Hoy es la fiesta del triunfo de Jesucristo. Murió como un malhechor, pero resucito para gloria del Padre y beneficio de todos los hombres. Mártires, santos y santas, cristianos seguidores de Jesús que experimentaron la felicidad que da amar a Dios sobre toda las cosas y al prójimos como Jesucristo nos ama. Experimentaron la felicidad y el dolor, sí, pero infinitamente más grande y plena la felicidad que gozan eternamente, que el dolor que ya terminó y quedó enterrado en este mundo.

Hoy es día de celebrar nuestra suerte, la de los creyentes que vivimos en este mundo, y a quienes nos ha tocado la herencia de ser hijos de Dios, en el Hijo Jesucristo, triunfador del pecado, de la muerte y primicia de todos los que le han seguido y hoy gozan con él en la Presencia de Dios, en el cielo. Como personas somos criaturas amadas de Dios, seres para la eternidad; como bautizados corre por nuestras venas la vida de Cristo, destinados a la comunión de vida divina en Dios, Padre, Hijo y Espíritu Santo, vida que es amor y amor que es divino. Nuestro destino es el cielo.

¿Qué tenemos que hacer? En la fiesta de hoy, la liturgia nos propone un camino, y si queréis mejor, un programa de vida, un proyecto, que tiene dos páginas: en la primera página están los mandamientos de la ley de Dios, que se resumen en amar a Dios sobre todas las cosas, y al prójimo como a nosotros mismos; en la segunda están las bienaventuranzas y el Sermón de la Montaña, que se resumen en obedecer a Dios y amar al prójimo, como Jesús obedeció a su Padre, y nos amó a nosotros.

Recordemos: somos familia de Dios y familia de santos y de mártires.

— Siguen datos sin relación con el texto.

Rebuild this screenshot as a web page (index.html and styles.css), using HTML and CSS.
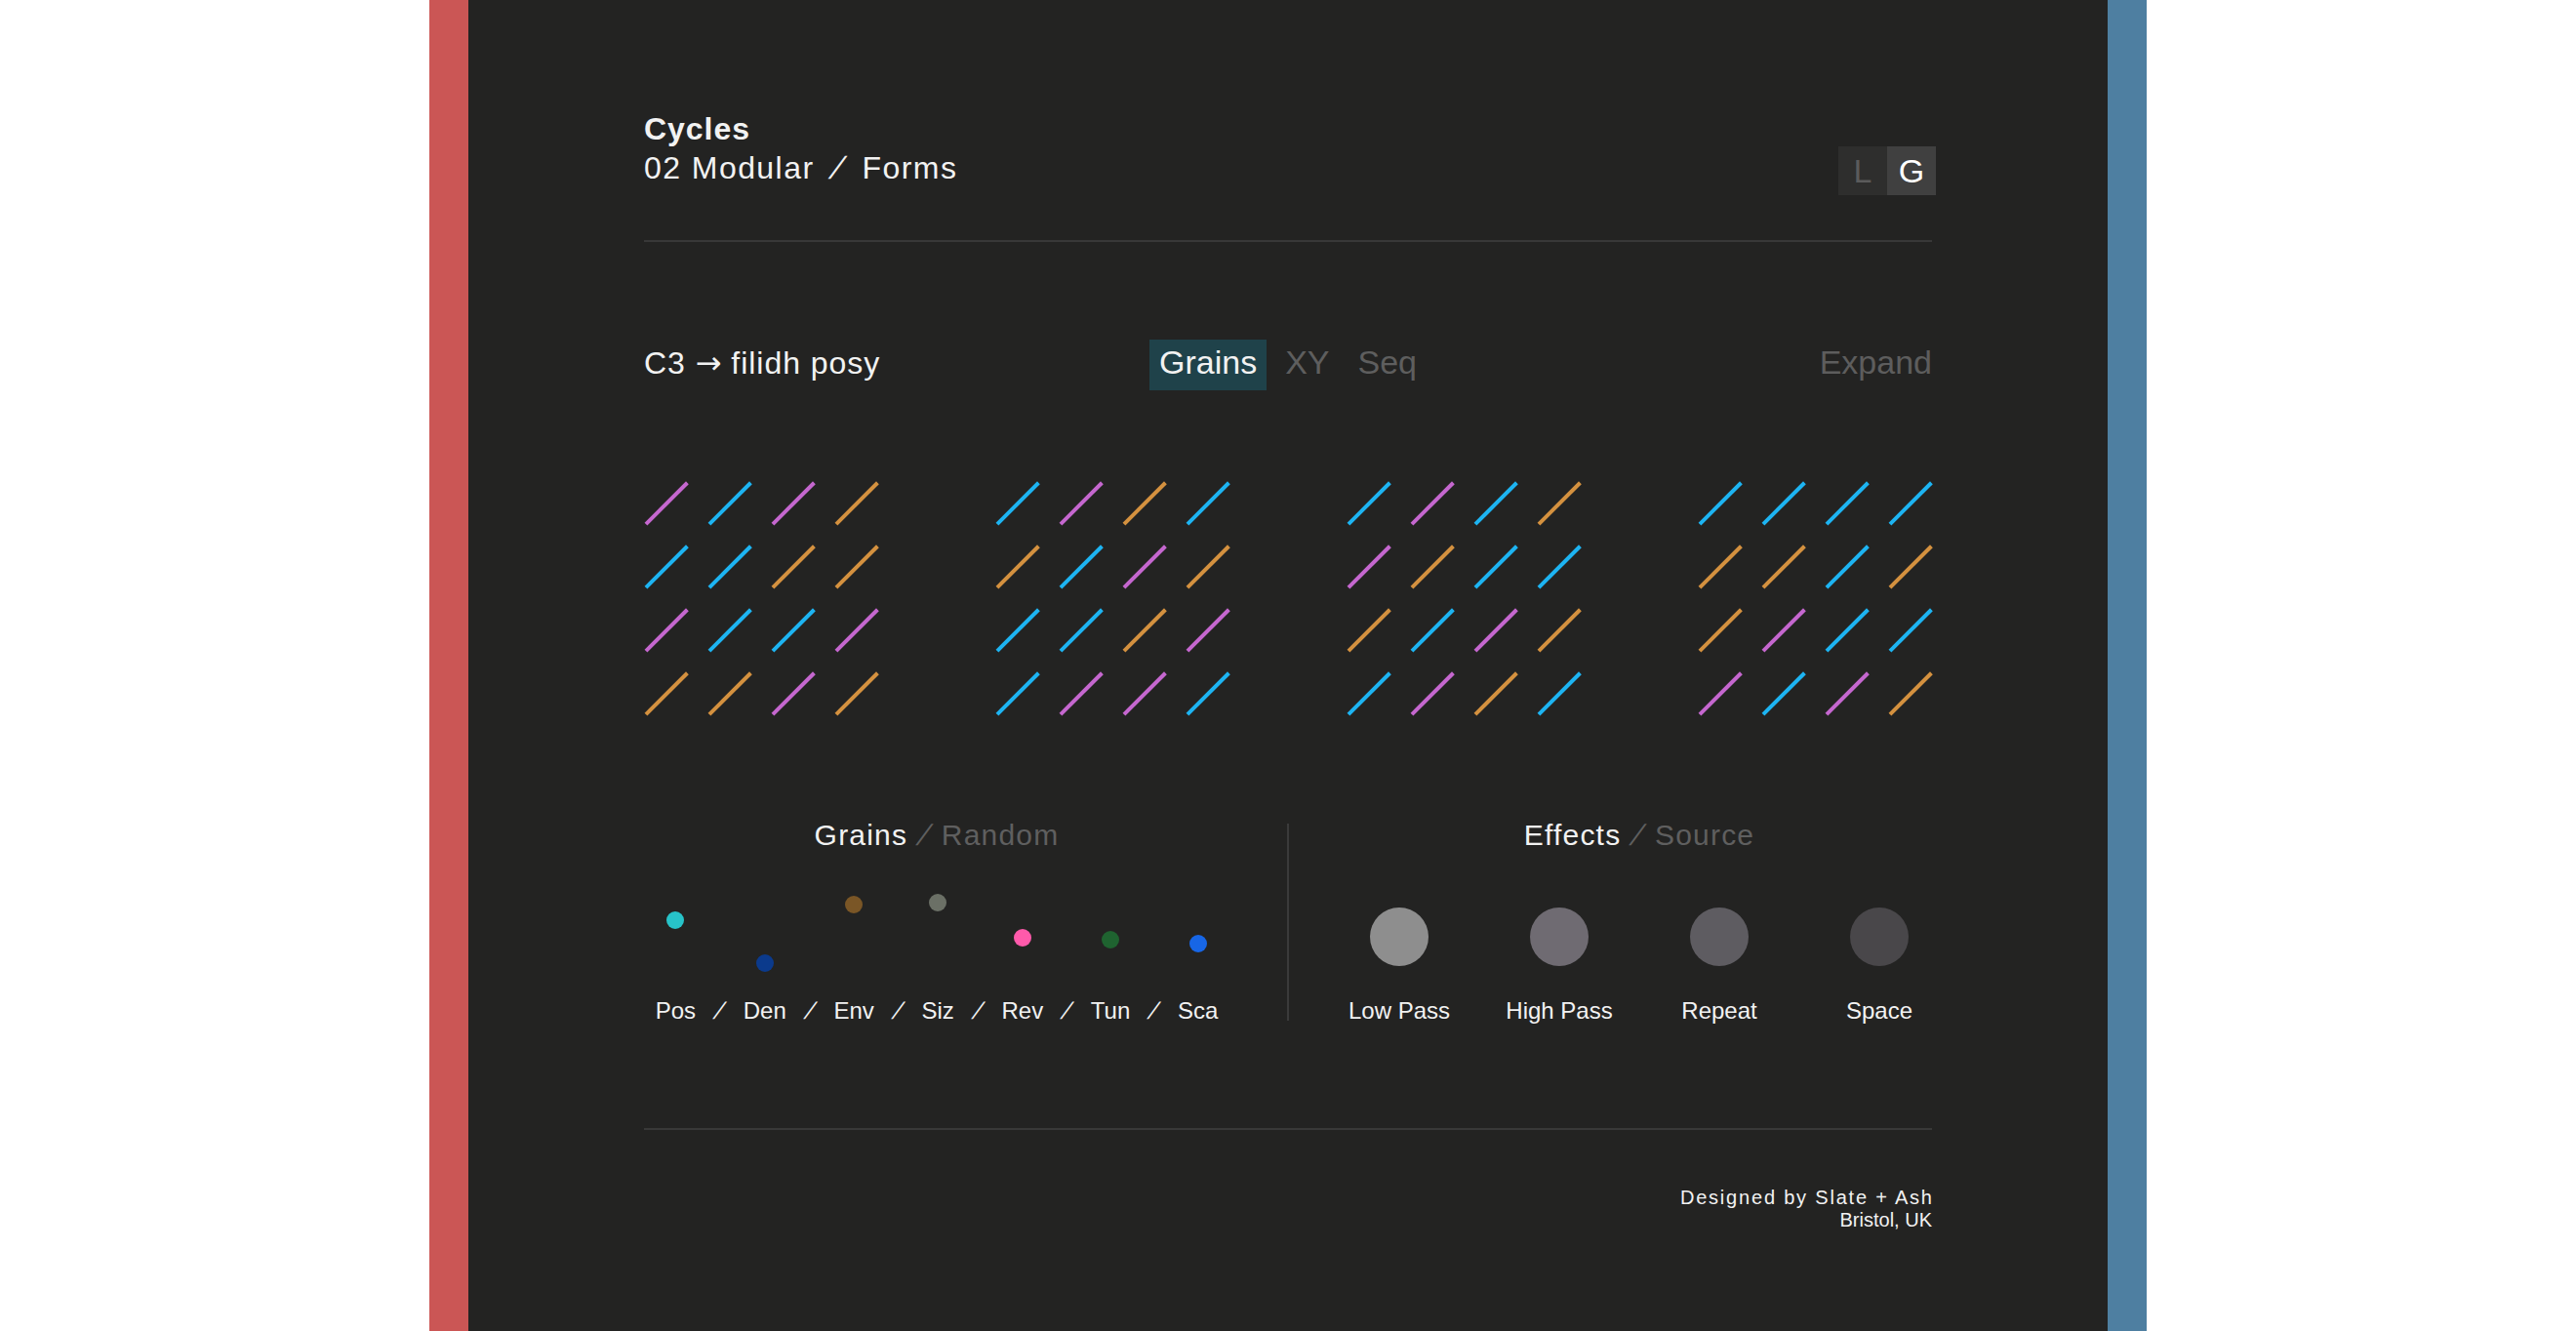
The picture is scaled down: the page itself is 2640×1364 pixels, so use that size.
FILE: index.html
```html
<!DOCTYPE html>
<html lang="en">
<head>
  <meta charset="UTF-8" />
  <title>Cycles - 02 Modular / Forms</title>
  <link rel="stylesheet" href="styles.css">
</head>
<body>

<div class="frame">

  <!-- Header -->
  <header class="head">
    <div class="title">
      <h1>Cycles</h1>
      <p>02 Modular <span class="sep">/</span> Forms</p>
    </div>
    <div class="mode">
      <span class="mode-btn">L</span>
      <span class="mode-btn is-on">G</span>
    </div>
  </header>

  <!-- Patch bar -->
  <section class="bar">
    <div class="patch">C3 <span class="arrow">→</span> filidh posy</div>
    <nav class="tabs">
      <span class="tab is-on">Grains</span>
      <span class="tab">XY</span>
      <span class="tab">Seq</span>
    </nav>
    <span class="expand">Expand</span>
  </section>

  <!-- Pads -->
  <section class="pads">
    <div class="pad">
      <i class="ln p"></i><i class="ln b"></i><i class="ln p"></i><i class="ln o"></i>
      <i class="ln b"></i><i class="ln b"></i><i class="ln o"></i><i class="ln o"></i>
      <i class="ln p"></i><i class="ln b"></i><i class="ln b"></i><i class="ln p"></i>
      <i class="ln o"></i><i class="ln o"></i><i class="ln p"></i><i class="ln o"></i>
    </div>
    <div class="pad">
      <i class="ln b"></i><i class="ln p"></i><i class="ln o"></i><i class="ln b"></i>
      <i class="ln o"></i><i class="ln b"></i><i class="ln p"></i><i class="ln o"></i>
      <i class="ln b"></i><i class="ln b"></i><i class="ln o"></i><i class="ln p"></i>
      <i class="ln b"></i><i class="ln p"></i><i class="ln p"></i><i class="ln b"></i>
    </div>
    <div class="pad">
      <i class="ln b"></i><i class="ln p"></i><i class="ln b"></i><i class="ln o"></i>
      <i class="ln p"></i><i class="ln o"></i><i class="ln b"></i><i class="ln b"></i>
      <i class="ln o"></i><i class="ln b"></i><i class="ln p"></i><i class="ln o"></i>
      <i class="ln b"></i><i class="ln p"></i><i class="ln o"></i><i class="ln b"></i>
    </div>
    <div class="pad">
      <i class="ln b"></i><i class="ln b"></i><i class="ln b"></i><i class="ln b"></i>
      <i class="ln o"></i><i class="ln o"></i><i class="ln b"></i><i class="ln o"></i>
      <i class="ln o"></i><i class="ln p"></i><i class="ln b"></i><i class="ln b"></i>
      <i class="ln p"></i><i class="ln b"></i><i class="ln p"></i><i class="ln o"></i>
    </div>
  </section>

  <!-- Controls -->
  <section class="controls">
    <div class="col">
      <h2 class="col-title">Grains <span class="dim"><span class="sep">/</span> Random</span></h2>
      <div class="params">
        <div class="param"><div class="track"><span class="dot dot-pos" style="margin-top: 61px"></span></div><span class="param-label">Pos</span></div>
        <span class="sep">/</span>
        <div class="param"><div class="track"><span class="dot dot-den" style="margin-top: 105px"></span></div><span class="param-label">Den</span></div>
        <span class="sep">/</span>
        <div class="param"><div class="track"><span class="dot dot-env" style="margin-top: 45px"></span></div><span class="param-label">Env</span></div>
        <span class="sep">/</span>
        <div class="param"><div class="track"><span class="dot dot-siz" style="margin-top: 43px"></span></div><span class="param-label">Siz</span></div>
        <span class="sep">/</span>
        <div class="param"><div class="track"><span class="dot dot-rev" style="margin-top: 79px"></span></div><span class="param-label">Rev</span></div>
        <span class="sep">/</span>
        <div class="param"><div class="track"><span class="dot dot-tun" style="margin-top: 81px"></span></div><span class="param-label">Tun</span></div>
        <span class="sep">/</span>
        <div class="param"><div class="track"><span class="dot dot-sca" style="margin-top: 85px"></span></div><span class="param-label">Sca</span></div>
      </div>
    </div>

    <div class="vrule"></div>

    <div class="col">
      <h2 class="col-title">Effects <span class="dim"><span class="sep">/</span> Source</span></h2>
      <div class="fx">
        <div class="fx-item"><span class="knob knob-1"></span><span class="param-label">Low Pass</span></div>
        <div class="fx-item"><span class="knob knob-2"></span><span class="param-label">High Pass</span></div>
        <div class="fx-item"><span class="knob knob-3"></span><span class="param-label">Repeat</span></div>
        <div class="fx-item"><span class="knob knob-4"></span><span class="param-label">Space</span></div>
      </div>
    </div>
  </section>

  <footer class="credit">
    <p class="credit-by">Designed by Slate + Ash</p>
    <p>Bristol, UK</p>
  </footer>

</div>

</body>
</html>
```

FILE: styles.css
```css
* { box-sizing: border-box; }

body {
  margin: 0;
  background: #fff;
  font-family: 'Liberation Sans', Arial, sans-serif;
  color: #f2f2f2;
}

.frame {
  width: 1760px;
  min-height: 100vh;
  margin: 0 auto;
  padding: 0 180px;
  background: #232322;
  border-left: 40px solid #cb5655;
  border-right: 40px solid #4e7fa1;
}

/* header */
.head {
  display: flex;
  justify-content: space-between;
  align-items: flex-start;
  padding: 112px 0 46px;
  border-bottom: 2px solid #383838;
}

.title h1,
.title p {
  margin: 0;
  font-size: 32px;
  line-height: 40px;
  letter-spacing: 0.045em;
}

.title h1 { font-weight: 700; letter-spacing: 0.03em; }

.title .sep { margin: 0 9px; }

.sep {
  display: inline-block;
  transform: skewX(-25deg);
}

.mode {
  display: flex;
  margin-top: 38px;
  margin-right: -4px;
}

.mode-btn {
  width: 50px;
  height: 50px;
  line-height: 50px;
  text-align: center;
  font-size: 34px;
  background: #2e2e2d;
  color: #5b5b5b;
}

.mode-btn.is-on {
  background: #404040;
  color: #fff;
}

/* patch bar */
.bar {
  display: grid;
  grid-template-columns: 1fr auto 1fr;
  align-items: baseline;
  margin-top: 100px;
}

.patch {
  font-size: 32px;
  letter-spacing: 0.03em;
}

.arrow {
  font-family: 'DejaVu Sans', sans-serif;
  font-size: 32px;
  letter-spacing: 0;
}

.tabs {
  display: flex;
  gap: 9px;
}

.tab {
  font-size: 34px;
  line-height: 47px;
  padding: 0 10px 5px;
  color: #5e5e5e;
}

.tab.is-on {
  background: #1f424a;
  color: #f2f2f2;
}

.expand {
  justify-self: end;
  font-size: 34px;
  color: #5d5d5d;
}

/* pads */
.pads {
  display: flex;
  justify-content: space-between;
  margin-top: 93px;
}

.pad {
  display: grid;
  grid-template-columns: repeat(4, 45px);
  grid-auto-rows: 45px;
  gap: 20px;
}

.ln {
  display: flex;
  align-items: center;
  justify-content: center;
}

.ln::before {
  content: "";
  flex: none;
  width: 60px;
  height: 3.5px;
  background: currentColor;
  transform: rotate(-45deg);
}

.ln.p { color: #c567cf; }
.ln.b { color: #1db4f2; }
.ln.o { color: #d4913f; }

/* controls */
.controls {
  display: grid;
  grid-template-columns: 1fr 2px 1fr;
  column-gap: 59px;
  margin-top: 106px;
}

.vrule {
  background: #3a3a3a;
  margin: 5px 0 4px;
}

.col-title {
  margin: 0;
  font-size: 30px;
  line-height: 34px;
  font-weight: 400;
  text-align: center;
  letter-spacing: 0.04em;
}

.col-title .sep { margin: 0 3px; }

.dim { color: #5f5f5f; }

.params {
  display: flex;
  justify-content: center;
  gap: 21px;
}

.params .sep {
  align-self: flex-end;
  font-size: 24px;
  line-height: 28px;
}

.param {
  display: flex;
  flex-direction: column;
  align-items: center;
}

.track { height: 149px; }

.dot {
  display: block;
  width: 18px;
  height: 18px;
  border-radius: 50%;
}

.dot-pos { background: #27c3c9; }
.dot-den { background: #0b3a8c; }
.dot-env { background: #7a5626; }
.dot-siz { background: #6b7066; }
.dot-rev { background: #ff5aab; }
.dot-tun { background: #1f6330; }
.dot-sca { background: #1766e6; }

.param-label {
  font-size: 24px;
  line-height: 28px;
  white-space: nowrap;
}

.fx {
  display: grid;
  grid-template-columns: repeat(4, 108px);
  justify-content: space-between;
}

.fx-item {
  display: flex;
  flex-direction: column;
  align-items: center;
}

.knob {
  width: 60px;
  height: 60px;
  border-radius: 50%;
  margin: 57px 0 32px;
}

.knob-1 { background: #8e8e8e; }
.knob-2 { background: #6f6b72; }
.knob-3 { background: #5e5c61; }
.knob-4 { background: #49474a; }

/* footer */
.credit {
  margin-top: 106px;
  border-top: 2px solid #383838;
  padding-top: 58px;
  text-align: right;
  font-size: 20px;
  line-height: 23px;
}

.credit p { margin: 0; }

.credit-by {
  letter-spacing: 0.09em;
  margin-right: -0.09em !important;
}
```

Ahora en torno al altar nos estamos solamente quienes nos encontramos reunidos en asamblea festiva, están con nosotros los ángeles, los santos, también los hermanos que se disponen para poder disfrutar sin sombra ninguna de Dios en el purgatorio. Y nosotros, por Cristo, con él y en él, en la unidad del Espíritu Santo, dedicamos al Padre todo honor y toda gloria.